▶ [Work instructions]: Give all of the lines again, with nothing added or dropped.
--- Data segment ---
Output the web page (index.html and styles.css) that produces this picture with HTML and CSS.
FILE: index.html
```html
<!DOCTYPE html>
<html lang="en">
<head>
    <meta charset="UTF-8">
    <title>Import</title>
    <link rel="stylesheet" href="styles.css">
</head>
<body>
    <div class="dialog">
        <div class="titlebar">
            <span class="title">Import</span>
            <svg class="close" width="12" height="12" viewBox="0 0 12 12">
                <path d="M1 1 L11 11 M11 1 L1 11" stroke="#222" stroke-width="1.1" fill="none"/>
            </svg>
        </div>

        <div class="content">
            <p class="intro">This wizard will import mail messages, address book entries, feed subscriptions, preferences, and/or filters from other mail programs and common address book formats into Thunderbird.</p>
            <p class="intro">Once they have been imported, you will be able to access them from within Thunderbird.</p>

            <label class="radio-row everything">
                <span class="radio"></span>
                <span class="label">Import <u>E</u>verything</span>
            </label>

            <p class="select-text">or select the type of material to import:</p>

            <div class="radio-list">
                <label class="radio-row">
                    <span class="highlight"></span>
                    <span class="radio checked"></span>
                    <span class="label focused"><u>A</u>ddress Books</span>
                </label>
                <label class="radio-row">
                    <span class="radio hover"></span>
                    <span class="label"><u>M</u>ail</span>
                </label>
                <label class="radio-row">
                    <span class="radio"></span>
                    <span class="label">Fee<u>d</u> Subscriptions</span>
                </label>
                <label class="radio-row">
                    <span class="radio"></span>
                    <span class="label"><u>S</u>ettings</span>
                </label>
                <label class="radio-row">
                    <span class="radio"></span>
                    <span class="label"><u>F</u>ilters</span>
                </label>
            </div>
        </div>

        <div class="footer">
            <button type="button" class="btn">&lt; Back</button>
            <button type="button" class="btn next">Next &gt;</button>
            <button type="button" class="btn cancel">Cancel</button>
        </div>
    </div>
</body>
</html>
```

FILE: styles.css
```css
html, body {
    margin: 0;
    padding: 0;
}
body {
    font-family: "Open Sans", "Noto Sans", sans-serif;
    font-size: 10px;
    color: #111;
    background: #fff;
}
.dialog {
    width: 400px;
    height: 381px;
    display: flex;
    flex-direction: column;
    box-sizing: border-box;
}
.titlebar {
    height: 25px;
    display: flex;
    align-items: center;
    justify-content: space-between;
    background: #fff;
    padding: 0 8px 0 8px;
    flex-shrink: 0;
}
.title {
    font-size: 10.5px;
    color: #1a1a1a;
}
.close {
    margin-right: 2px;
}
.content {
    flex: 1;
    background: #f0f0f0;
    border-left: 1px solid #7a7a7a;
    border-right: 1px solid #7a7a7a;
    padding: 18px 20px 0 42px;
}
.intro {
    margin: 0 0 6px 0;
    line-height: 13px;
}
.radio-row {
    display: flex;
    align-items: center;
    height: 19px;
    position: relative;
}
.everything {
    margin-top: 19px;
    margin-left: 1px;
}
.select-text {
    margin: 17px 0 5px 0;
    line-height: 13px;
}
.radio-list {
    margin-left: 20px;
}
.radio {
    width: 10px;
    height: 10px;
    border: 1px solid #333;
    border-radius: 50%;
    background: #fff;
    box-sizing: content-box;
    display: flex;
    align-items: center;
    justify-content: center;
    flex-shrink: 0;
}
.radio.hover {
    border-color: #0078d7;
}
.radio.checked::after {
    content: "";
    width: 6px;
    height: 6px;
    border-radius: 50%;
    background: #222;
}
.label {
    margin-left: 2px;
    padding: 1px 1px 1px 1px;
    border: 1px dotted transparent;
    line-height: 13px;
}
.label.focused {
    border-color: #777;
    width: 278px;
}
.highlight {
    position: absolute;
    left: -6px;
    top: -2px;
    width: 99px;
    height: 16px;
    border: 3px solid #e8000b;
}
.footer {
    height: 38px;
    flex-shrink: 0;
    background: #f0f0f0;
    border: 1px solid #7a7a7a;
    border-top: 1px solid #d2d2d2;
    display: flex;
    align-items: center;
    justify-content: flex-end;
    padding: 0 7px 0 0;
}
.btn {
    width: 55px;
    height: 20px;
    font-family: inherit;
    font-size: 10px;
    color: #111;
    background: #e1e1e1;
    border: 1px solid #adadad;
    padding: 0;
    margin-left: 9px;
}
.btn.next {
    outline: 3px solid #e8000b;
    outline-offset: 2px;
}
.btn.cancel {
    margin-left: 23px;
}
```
---
▶ [The output]:
Output the web page (index.html and styles.css) that produces this picture with HTML and CSS.
FILE: index.html
```html
<!DOCTYPE html>
<html lang="en">
<head>
    <meta charset="UTF-8">
    <title>Import</title>
    <link rel="stylesheet" href="styles.css">
</head>
<body>
    <div class="dialog">
        <div class="titlebar">
            <span class="title">Import</span>
            <svg class="close" width="12" height="12" viewBox="0 0 12 12">
                <path d="M1 1 L11 11 M11 1 L1 11" stroke="#222" stroke-width="1.1" fill="none"/>
            </svg>
        </div>

        <div class="content">
            <p class="intro">This wizard will import mail messages, address book entries, feed subscriptions, preferences, and/or filters from other mail programs and common address book formats into Thunderbird.</p>
            <p class="intro">Once they have been imported, you will be able to access them from within Thunderbird.</p>

            <label class="radio-row everything">
                <span class="radio"></span>
                <span class="label">Import <u>E</u>verything</span>
            </label>

            <p class="select-text">or select the type of material to import:</p>

            <div class="radio-list">
                <label class="radio-row">
                    <span class="highlight"></span>
                    <span class="radio checked"></span>
                    <span class="label focused"><u>A</u>ddress Books</span>
                </label>
                <label class="radio-row">
                    <span class="radio hover"></span>
                    <span class="label"><u>M</u>ail</span>
                </label>
                <label class="radio-row">
                    <span class="radio"></span>
                    <span class="label">Fee<u>d</u> Subscriptions</span>
                </label>
                <label class="radio-row">
                    <span class="radio"></span>
                    <span class="label"><u>S</u>ettings</span>
                </label>
                <label class="radio-row">
                    <span class="radio"></span>
                    <span class="label"><u>F</u>ilters</span>
                </label>
            </div>
        </div>

        <div class="footer">
            <button type="button" class="btn">&lt; Back</button>
            <button type="button" class="btn next">Next &gt;</button>
            <button type="button" class="btn cancel">Cancel</button>
        </div>
    </div>
</body>
</html>
```

FILE: styles.css
```css
html, body {
    margin: 0;
    padding: 0;
}
body {
    font-family: "Open Sans", "Noto Sans", sans-serif;
    font-size: 10px;
    color: #111;
    background: #fff;
}
.dialog {
    width: 400px;
    height: 381px;
    display: flex;
    flex-direction: column;
    box-sizing: border-box;
}
.titlebar {
    height: 25px;
    display: flex;
    align-items: center;
    justify-content: space-between;
    background: #fff;
    padding: 0 8px 0 8px;
    flex-shrink: 0;
}
.title {
    font-size: 10.5px;
    color: #1a1a1a;
}
.close {
    margin-right: 2px;
}
.content {
    flex: 1;
    background: #f0f0f0;
    border-left: 1px solid #7a7a7a;
    border-right: 1px solid #7a7a7a;
    padding: 18px 20px 0 42px;
}
.intro {
    margin: 0 0 6px 0;
    line-height: 13px;
}
.radio-row {
    display: flex;
    align-items: center;
    height: 19px;
    position: relative;
}
.everything {
    margin-top: 19px;
    margin-left: 1px;
}
.select-text {
    margin: 17px 0 5px 0;
    line-height: 13px;
}
.radio-list {
    margin-left: 20px;
}
.radio {
    width: 10px;
    height: 10px;
    border: 1px solid #333;
    border-radius: 50%;
    background: #fff;
    box-sizing: content-box;
    display: flex;
    align-items: center;
    justify-content: center;
    flex-shrink: 0;
}
.radio.hover {
    border-color: #0078d7;
}
.radio.checked::after {
    content: "";
    width: 6px;
    height: 6px;
    border-radius: 50%;
    background: #222;
}
.label {
    margin-left: 2px;
    padding: 1px 1px 1px 1px;
    border: 1px dotted transparent;
    line-height: 13px;
}
.label.focused {
    border-color: #777;
    width: 278px;
}
.highlight {
    position: absolute;
    left: -6px;
    top: -2px;
    width: 99px;
    height: 16px;
    border: 3px solid #e8000b;
}
.footer {
    height: 38px;
    flex-shrink: 0;
    background: #f0f0f0;
    border: 1px solid #7a7a7a;
    border-top: 1px solid #d2d2d2;
    display: flex;
    align-items: center;
    justify-content: flex-end;
    padding: 0 7px 0 0;
}
.btn {
    width: 55px;
    height: 20px;
    font-family: inherit;
    font-size: 10px;
    color: #111;
    background: #e1e1e1;
    border: 1px solid #adadad;
    padding: 0;
    margin-left: 9px;
}
.btn.next {
    outline: 3px solid #e8000b;
    outline-offset: 2px;
}
.btn.cancel {
    margin-left: 23px;
}
```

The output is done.